L’apport du fantastique et du merveilleux dans Les hirondelles de mer

Il y a deux spécificités dans la nouvelle de marie-Léontine Tsibinda : le fantastique et le merveilleux qui donnent à ses textes un ton de conte. Dans la nouvelle éponyme « Les hirondelles de mer », se découvre une femme que l’on croit folle à la recherche de son fils et son mari dont la mer serait le tombeau. Dans « Le costume de bois », « La valise » et « Le parfum connu », le lecteur découvre des personnages qui vivent des aventures mystérieuses dans des récits souvent baignés dans le fantastique : « Les mystères morale et physique se côtoient. Toi, Etranger, tu n’es pas fait pour vivre dans un milieu comme celui-ci. Ne t’arrête pas ici… » (p.57).
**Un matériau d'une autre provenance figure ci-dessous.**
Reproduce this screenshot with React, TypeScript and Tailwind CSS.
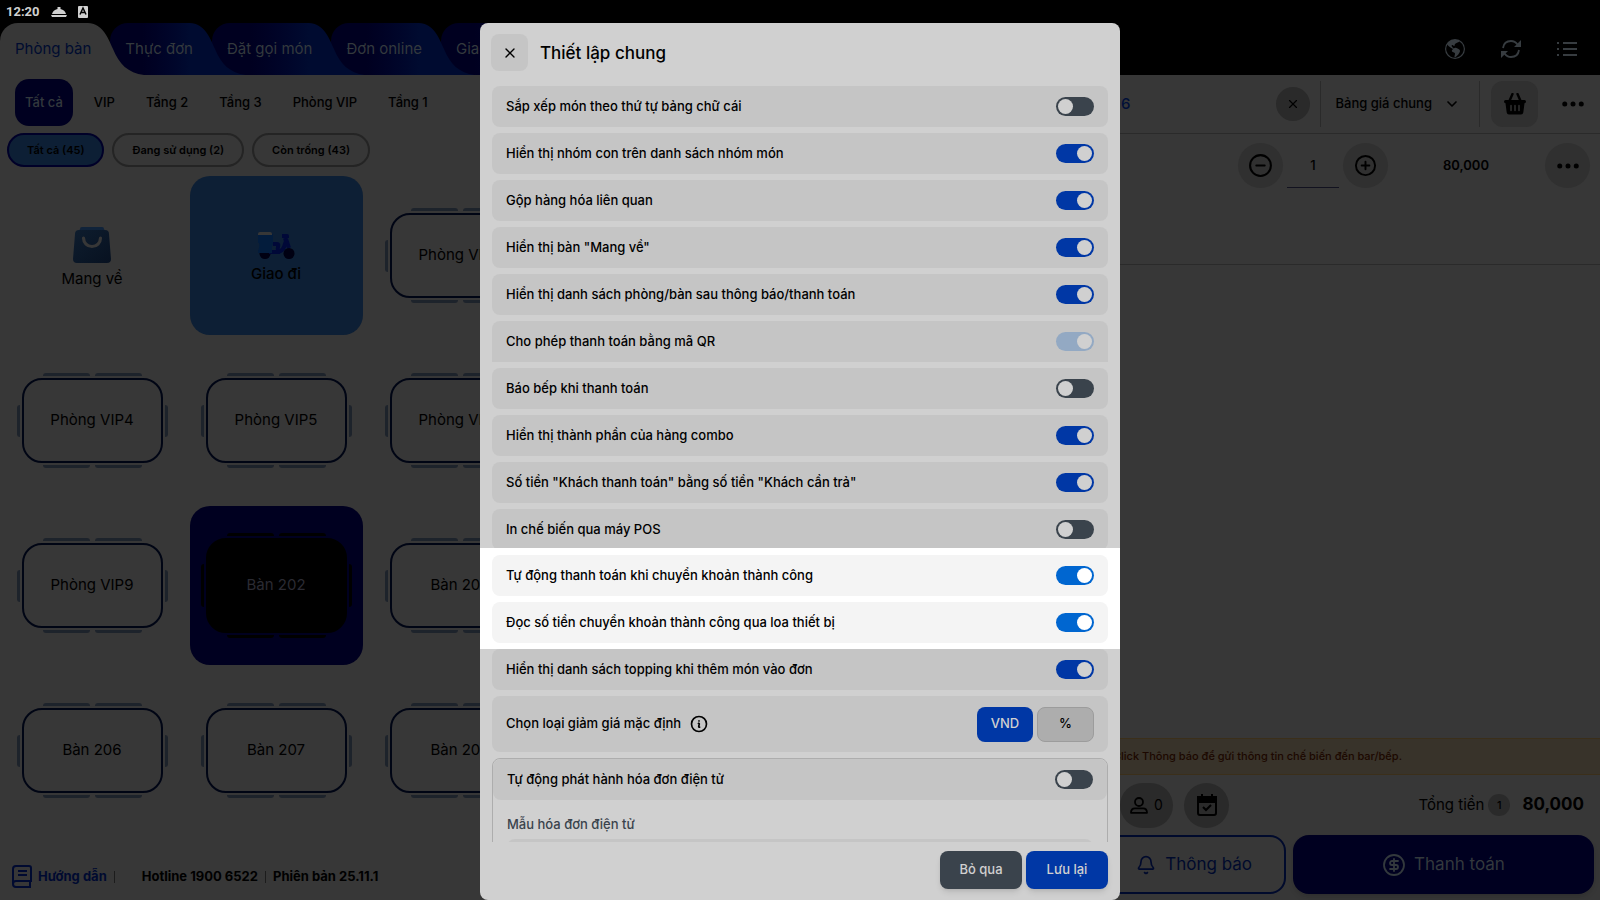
import { BsGlobeAmericas } from "react-icons/bs"
import { HiOutlineInformationCircle } from "react-icons/hi2"
import { Bell, ChevronDown, CircleDollarSign, CircleMinus, CirclePlus, X } from "lucide-react"

const tabs = ["Phòng bàn", "Thực đơn", "Đặt gọi món", "Đơn online", "Giao hàng"]
const areas = ["Tất cả", "VIP", "Tầng 2", "Tầng 3", "Phòng VIP", "Tầng 1"]
const filters = ["Tất cả (45)", "Đang sử dụng (2)", "Còn trống (43)"]

const tables = [
  ["Phòng VIP3"],
  ["Phòng VIP4", "Phòng VIP5", "Phòng VIP6"],
  ["Phòng VIP9", "Bàn 202", "Bàn 203"],
  ["Bàn 206", "Bàn 207", "Bàn 208"],
]

type Setting = { label: string; on: boolean; disabled?: boolean }

const settings: Setting[] = [
  { label: "Sắp xếp món theo thứ tự bảng chữ cái", on: false },
  { label: "Hiển thị nhóm con trên danh sách nhóm món", on: true },
  { label: "Gộp hàng hóa liên quan", on: true },
  { label: 'Hiển thị bàn "Mang về"', on: true },
  { label: "Hiển thị danh sách phòng/bàn sau thông báo/thanh toán", on: true },
  { label: "Cho phép thanh toán bằng mã QR", on: true, disabled: true },
  { label: "Báo bếp khi thanh toán", on: false },
  { label: "Hiển thị thành phần của hàng combo", on: true },
  { label: 'Số tiền "Khách thanh toán" bằng số tiền "Khách cần trả"', on: true },
  { label: "In chế biến qua máy POS", on: false },
]

const highlighted: Setting[] = [
  { label: "Tự động thanh toán khi chuyển khoản thành công", on: true },
  { label: "Đọc số tiền chuyển khoản thành công qua loa thiết bị", on: true },
]

function Toggle({ on, disabled, bright }: { on: boolean; disabled?: boolean; bright?: boolean }) {
  let track = "bg-[#3a434c] checked:bg-[#0037a5]"
  if (disabled) track = "bg-[#93a9c3]"
  if (bright) track = "bg-[#0066d0]"
  return (
    <span className="relative flex shrink-0">
      <input
        type="checkbox"
        defaultChecked={on}
        disabled={disabled}
        className={`peer h-[19px] w-[38px] appearance-none rounded-full ${track}`}
      />
      <span
        className={`pointer-events-none absolute left-[2px] top-[2px] h-[15px] w-[15px] rounded-full peer-checked:left-[21px] ${bright ? "bg-white" : "bg-[#d0d0d0]"}`}
      />
    </span>
  )
}

function SettingRow({ item, bright }: { item: Setting; bright?: boolean }) {
  return (
    <label
      className={`flex h-[41px] items-center justify-between px-[14px] ${item.disabled ? "rounded-t-lg" : "rounded-lg"} ${bright ? "bg-[#f4f4f4]" : "bg-[#c5c5c5]"}`}
    >
      <span>{item.label}</span>
      <Toggle on={item.on} disabled={item.disabled} bright={bright} />
    </label>
  )
}

function Tab({ label, active }: { label: string; active: boolean }) {
  return (
    <button
      className={`relative flex h-[52px] items-center pl-[15px] pr-[19px] ${active ? "text-[#000c30]" : "text-[#33393d]"}`}
    >
      <span
        className={`absolute inset-y-0 left-0 right-[22px] rounded-tl-[18px] ${active ? "bg-[#373737]" : "bg-linear-to-r from-[#000020] from-40% to-[#000b30]"}`}
      />
      <svg
        className={`absolute -right-[34px] top-0 ${active ? "text-[#373737]" : "text-[#000b30]"}`}
        width="56"
        height="52"
        viewBox="0 0 56 52"
        fill="currentColor"
      >
        <path d="M0 0C14 1 19 12 25 26C31 41 40 50 56 52H0Z" />
      </svg>
      <span className="relative whitespace-nowrap">{label}</span>
    </button>
  )
}

function TableCard({ name, selected }: { name: string; selected?: boolean }) {
  const bar = selected ? "bg-black" : "bg-[#1d232b]"
  return (
    <button
      className={`mx-auto flex h-full w-[173px] flex-col items-center justify-center gap-[2px] rounded-[20px] ${selected ? "bg-[#000020] text-[#2b2b33]" : "text-black"}`}
    >
      <span className="flex gap-[5px]">
        <span className={`h-[3px] w-[47px] rounded-t-full ${bar}`} />
        <span className={`h-[3px] w-[47px] rounded-t-full ${bar}`} />
      </span>
      <span className="flex items-center gap-[2px]">
        <span className={`w-[3px] rounded-l-full ${selected ? "h-[43px]" : "h-8"} ${bar}`} />
        <span
          className={`flex w-[141px] items-center justify-center rounded-[20px] border-2 ${selected ? "h-[95px] border-black bg-black" : "h-[85px] border-[#000514]"}`}
        >
          {name}
        </span>
        <span className={`w-[3px] rounded-r-full ${selected ? "h-[43px]" : "h-8"} ${bar}`} />
      </span>
      <span className="flex gap-[5px]">
        <span className={`h-[3px] w-[47px] rounded-b-full ${bar}`} />
        <span className={`h-[3px] w-[47px] rounded-b-full ${bar}`} />
      </span>
    </button>
  )
}

function BagIcon() {
  return (
    <svg width="40" height="38" viewBox="0 0 40 38">
      <defs>
        <linearGradient id="bag" x1="0" y1="0" x2="1" y2="1">
          <stop offset="0" stopColor="#0e1d2e" />
          <stop offset="1" stopColor="#071120" />
        </linearGradient>
      </defs>
      <path d="M10 1h20q2 0 2 2l2 4H6l2-4q0-2 2-2Z" fill="#10233a" />
      <path d="M7 4h26q4 0 4 4l2 25q0 4-4 4H5q-4 0-4-4L3 8q0-4 4-4Z" fill="url(#bag)" />
      <path d="M11.500 12a8.500 8.500 0 0 0 17 0" fill="none" stroke="#373737" strokeWidth="3.200" strokeLinecap="round" />
    </svg>
  )
}

function ScooterIcon() {
  return (
    <svg width="38" height="28" viewBox="0 0 38 28">
      <circle cx="8" cy="22.500" r="5.500" fill="#000012" />
      <path
        d="M16 13h4q2 0 1 3-1 4 2 4 2 0 4-4l2-6-1-3M25 5h5v2M29 8l3 9"
        fill="none"
        stroke="#000838"
        strokeWidth="4"
        strokeLinejoin="round"
      />
      <path d="M12 19h13l-2 4H12Z" fill="#000838" />
      <path d="M1 3h15v9l-1 4v6H1v-2q2-5 1-8H1Z" fill="#031c3c" />
      <path d="M1 3q0-2 2-2h10q2 0 2 2v1H1Z" fill="#373737" />
      <circle cx="32" cy="22.500" r="5.500" fill="#000012" />
    </svg>
  )
}

function BasketIcon() {
  return (
    <svg width="22" height="22" viewBox="0 0 22 22">
      <path d="M5 9 8.500 1M17 9 13.500 1" stroke="currentColor" strokeWidth="2.400" strokeLinecap="round" />
      <path
        d="M1.500 7h19q1.500 0 1.500 1.500T20.500 10.200L19.300 19.500q-.3 2-2.300 2H5q-2 0-2.300-2L1.500 10.200Q0 10 0 8.500T1.500 7Z"
        fill="currentColor"
      />
      <path d="M7 12.500v5M11 12.500v5M15 12.500v5" stroke="#303030" strokeWidth="1.500" strokeLinecap="round" />
    </svg>
  )
}

function Dots() {
  return (
    <svg width="22" height="6" viewBox="0 0 22 6" fill="currentColor">
      <circle cx="2.750" cy="3" r="2.500" />
      <circle cx="11" cy="3" r="2.500" />
      <circle cx="19.250" cy="3" r="2.500" />
    </svg>
  )
}

function TablesPanel() {
  return (
    <section className="flex w-[57.5%] shrink-0 flex-col text-black">
      <nav className="flex items-center gap-[11px] px-[15px] pt-[4px] text-[13px] font-medium">
        {areas.map((area, i) => (
          <button
            key={area}
            className={`h-[47px] whitespace-nowrap rounded-[14px] px-[10px] ${i === 0 ? "bg-[#000020] text-[#33393d]" : ""}`}
          >
            {area}
          </button>
        ))}
      </nav>
      <div className="flex gap-2 px-[7px] pt-[7px] text-[11px] font-semibold">
        {filters.map((filter, i) => (
          <button
            key={filter}
            className={`h-[34px] whitespace-nowrap rounded-full border-2 px-[18px] ${i === 0 ? "border-[#000028] bg-[#0d1f35]" : "border-[#242424]"}`}
          >
            {filter}
          </button>
        ))}
      </div>
      <div className="mt-[9px] grid auto-rows-[159px] grid-cols-5 gap-y-[6px]">
        <button className="mx-auto flex w-[173px] flex-col items-center justify-center gap-1 pt-[6px]">
          <BagIcon />
          Mang về
        </button>
        <button className="mx-auto flex w-[173px] flex-col items-center justify-center gap-1 rounded-[20px] bg-[#0d1f35] pt-[6px] font-medium">
          <ScooterIcon />
          Giao đi
        </button>
        {tables.map((row, r) =>
          row.map((name, i) => (
            <div key={name} className={i === row.length - 1 ? "col-span-3 grid grid-cols-3" : ""}>
              <TableCard name={name} selected={r === 2 && i === 1} />
            </div>
          )),
        )}
      </div>
      <footer className="mt-auto flex h-[47px] items-center px-3 text-[13px] font-bold">
        <a href="#guide" className="flex items-center gap-[6px] text-[#000a30]">
          <svg width="20" height="23" viewBox="0 0 20 23" fill="none" stroke="currentColor" strokeWidth="2">
            <path d="M19 17V3q0-2-2-2H4Q1 1 1 4v15q0 3 3 3h15M1 19q0-3 3-3h15M18 17v5M6 6h9M6 10h9" />
          </svg>
          Hướng dẫn
        </a>
        <span className="ml-[7px] h-3 w-px bg-[#1c1c1c]" />
        <span className="ml-[27px]">Hotline 1900 6522</span>
        <span className="mx-[7px] h-3 w-px bg-[#1c1c1c]" />
        <span>Phiên bản 25.11.1</span>
      </footer>
    </section>
  )
}

function OrderPanel() {
  return (
    <section className="flex min-w-0 flex-1 flex-col text-black">
      <div className="flex h-[59px] items-center border-b border-[#2a2a2a]">
        <span className="flex-1 pl-[201px] text-[15px] font-medium text-[#000f38]">6</span>
        <button aria-label="Xóa" className="mr-[10px] flex h-[34px] w-[34px] items-center justify-center rounded-full bg-[#2a2a2a]">
          <X size={14} />
        </button>
        <button className="flex h-[46px] items-center gap-[12px] border-x border-[#2a2a2a] pl-[15px] pr-[19px] text-[13px] font-medium">
          Bảng giá chung
          <ChevronDown size={16} strokeWidth={2.500} />
        </button>
        <button aria-label="Giỏ hàng" className="ml-[11px] flex h-[46px] w-[47px] items-center justify-center rounded-xl bg-[#303030]">
          <BasketIcon />
        </button>
        <button aria-label="Thêm" className="ml-6 mr-4">
          <Dots />
        </button>
      </div>
      <div className="flex h-[131px] items-start justify-end border-b border-[#2a2a2a] pr-[10px] pt-[9px] text-[13px] font-semibold">
        <button aria-label="Giảm" className="flex h-[45px] w-[45px] items-center justify-center rounded-full bg-[#303030]">
          <CircleMinus size={25} />
        </button>
        <input
          aria-label="Số lượng"
          defaultValue="1"
          className="mx-1 h-[45px] w-[52px] border-b border-[#12121f] text-center font-medium"
        />
        <button aria-label="Tăng" className="flex h-[45px] w-[45px] items-center justify-center rounded-full bg-[#303030]">
          <CirclePlus size={23} />
        </button>
        <span className="w-[157px] pr-[56px] text-right leading-[45px]">80,000</span>
        <button aria-label="Tùy chọn" className="flex h-[45px] w-[45px] items-center justify-center rounded-full bg-[#303030]">
          <Dots />
        </button>
      </div>
      <p className="mt-auto h-[37px] border-y border-[#3b2f1a] bg-[#38332a] pl-[193px] text-[11px] font-medium leading-[35px] text-[#1c0800]">
        Click Thông báo để gửi thông tin chế biến đến bar/bếp.
      </p>
      <div className="flex h-[60px] items-center pl-[200px] pr-[16px]">
        <button className="flex h-[45px] w-[53px] items-center justify-center gap-[6px] rounded-full bg-[#2a2a2a] text-sm">
          <svg width="18" height="17" viewBox="0 0 18 17" fill="none" stroke="currentColor" strokeWidth="1.800">
            <circle cx="9" cy="5" r="4" />
            <path d="M1 15.800q0-4.500 4-4.500h8q4 0 4 4.500Z" strokeLinejoin="round" />
          </svg>
          0
        </button>
        <button aria-label="Đặt bàn" className="ml-[11px] flex h-[45px] w-[45px] items-center justify-center rounded-full bg-[#2a2a2a]">
          <svg width="22" height="24" viewBox="0 0 22 24" fill="none" stroke="currentColor" strokeWidth="2">
            <rect x="2" y="4" width="18" height="18" rx="2" />
            <path d="M2 4h18v5H2z" fill="currentColor" />
            <path d="M6 1v4M16 1v4M7 14l3 3 5-5" />
          </svg>
        </button>
        <span className="ml-auto text-[15px]">Tổng tiền</span>
        <span className="ml-1 flex h-[22px] w-[22px] items-center justify-center rounded-full bg-[#2a2a2a] text-[11px] font-medium">1</span>
        <span className="ml-3 text-[17px] font-bold">80,000</span>
      </div>
      <div className="flex gap-[7px] pb-[6px] pr-[6px] text-[17px]">
        <button className="flex h-[59px] flex-1 items-center justify-end gap-[9px] rounded-2xl border-2 border-[#000a2c] pr-[32px] text-[#000a2c]">
          <Bell size={20} />
          Thông báo
        </button>
        <button className="flex h-[59px] w-[301px] items-center justify-center gap-[8px] rounded-2xl bg-[#000020] text-[#33393d] shadow-md">
          <CircleDollarSign size={24} strokeWidth={1.800} />
          Thanh toán
        </button>
      </div>
    </section>
  )
}

function SettingsDialog() {
  return (
    <div
      role="dialog"
      aria-label="Thiết lập chung"
      className="absolute bottom-0 left-1/2 top-[23px] z-60 flex w-[640px] -translate-x-1/2 flex-col overflow-hidden rounded-lg bg-[#d0d0d0] text-[13px] font-medium text-black"
    >
      <header className="flex items-center gap-3 px-[11px] pb-[15px] pt-[11px]">
        <button aria-label="Đóng" className="flex h-[37px] w-[37px] items-center justify-center rounded-lg bg-[#c5c5c5]">
          <X size={16} />
        </button>
        <h1 className="pt-[2px] text-[17px]">Thiết lập chung</h1>
      </header>
      <div className="flex min-h-0 flex-1 flex-col overflow-hidden px-3 [&>*]:shrink-0">
        <div className="flex flex-col gap-[6px]">
          {settings.map((item) => (
            <SettingRow key={item.label} item={item} />
          ))}
        </div>
        <div className="-mx-3 -mt-[2px] flex flex-col gap-[6px] bg-white px-3 pb-[6px] pt-[7px]">
          {highlighted.map((item) => (
            <SettingRow key={item.label} item={item} bright />
          ))}
        </div>
        <SettingRow item={{ label: "Hiển thị danh sách topping khi thêm món vào đơn", on: true }} />
        <div className="mt-[6px] flex h-[56px] items-center rounded-lg bg-[#c5c5c5] px-[14px]">
          <span>Chọn loại giảm giá mặc định</span>
          <HiOutlineInformationCircle className="ml-2" size={20} strokeWidth={2} />
          <button className="ml-auto h-[35px] w-[56px] rounded-lg bg-[#0037a5] text-[#d0d0d0]">VND</button>
          <button className="ml-1 h-[35px] w-[57px] rounded-lg border border-[#9c9c9c] bg-[#adadad]">%</button>
        </div>
        <div className="mt-[6px] rounded-lg border border-[#adadad]">
          <SettingRow item={{ label: "Tự động phát hành hóa đơn điện tử", on: false }} />
          <div className="px-[14px] pt-[14px]">
            <label htmlFor="invoice" className="block leading-5 text-[#3a434c]">
              Mẫu hóa đơn điện tử
            </label>
            <select id="invoice" className="mt-[5px] h-10 w-full appearance-none rounded-lg bg-[#c5c5c5]" />
          </div>
        </div>
      </div>
      <footer className="flex justify-end gap-1 px-3 pb-[11px] pt-[9px] text-[#d0d0d0]">
        <button className="h-[38px] w-[82px] rounded-lg bg-[#3a434c] shadow-md">Bỏ qua</button>
        <button className="h-[38px] w-[82px] rounded-lg bg-[#0037a5] shadow-md">Lưu lại</button>
      </footer>
    </div>
  )
}

export default function App() {
  return (
    <div className="relative flex h-screen flex-col overflow-hidden bg-[#373737] font-[Inter,sans-serif] text-[15px]">
      <div className="flex h-[23px] items-center gap-[11px] bg-black pl-[6px] font-[Roboto,sans-serif] text-[13px] font-bold text-[#d0d0d0]">
        12:20
        <svg width="16" height="12" viewBox="0 0 16 12" fill="currentColor">
          <path d="M1 8q1-4 5.500-5V1h3v2Q14 4 15 8ZM0 9h16l-1 2H1Z" />
        </svg>
        <svg width="10" height="12" viewBox="0 0 10 12">
          <rect width="10" height="12" rx="1" fill="#d0d0d0" />
          <path d="M2 8.500 5 2l3 6.500M3.500 6.500h3" stroke="#000" strokeWidth="1.500" fill="none" />
        </svg>
      </div>
      <header className="flex h-[52px] shrink-0 items-center justify-between bg-black">
        <nav className="flex flex-row">
          {tabs.map((tab, i) => (
            <div key={tab} className={["z-50", "z-40", "z-30", "z-20", "z-10"][i]}>
              <Tab label={tab} active={i === 0} />
            </div>
          ))}
        </nav>
        <div className="flex items-center gap-[36px] pr-[23px] text-[#373c40]">
          <BsGlobeAmericas size={20} />
          <svg width="20" height="18" viewBox="0 0 20 18" fill="none" stroke="currentColor" strokeWidth="1.800">
            <path d="M2 8q1-7 8-7 4 0 6.500 3.500M18 10q-1 7-8 7-4 0-6.500-3.500" />
            <path d="M20 0v7h-7ZM0 18v-7h7Z" fill="currentColor" stroke="none" />
          </svg>
          <svg width="20" height="16" viewBox="0 0 20 16" stroke="currentColor" strokeWidth="1.800">
            <path d="M0 2h2M6 2h14M0 8h2M6 8h14M0 14h2M6 14h14" />
          </svg>
        </div>
      </header>
      <main className="flex min-h-0 flex-1">
        <TablesPanel />
        <OrderPanel />
      </main>
      <SettingsDialog />
    </div>
  )
}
Par sa densité, ce recueil de nouvelles pourrait être appréhendé comme un roman polyphonique avec une multitude de thèmes. Une succession de textes à multiples perspectives narratives où le récit est tantôt « donné » de l’intérieur avec un narrateur à la première personne (« Un parfum connu », « Les hirondelles de mer »), tantôt « vu de loin » avec un narrateur focalisé de l’extérieur (« La Mercedes », « La ville de Peng ». Le style de Marie-Léontine Tsibinda dans ce livre apparaît comme une des exceptions de la présentation d’un recueil de nouvelles dans la prose congolaise comme on l’a remarqué chez Tchichelle Tchivela avec « L’exil ou la tombe ».

Noël Kodia

  • Marie-Léontine Tsibinda, Les hirondelles de mer, éd. Acoria, Paris, 2009.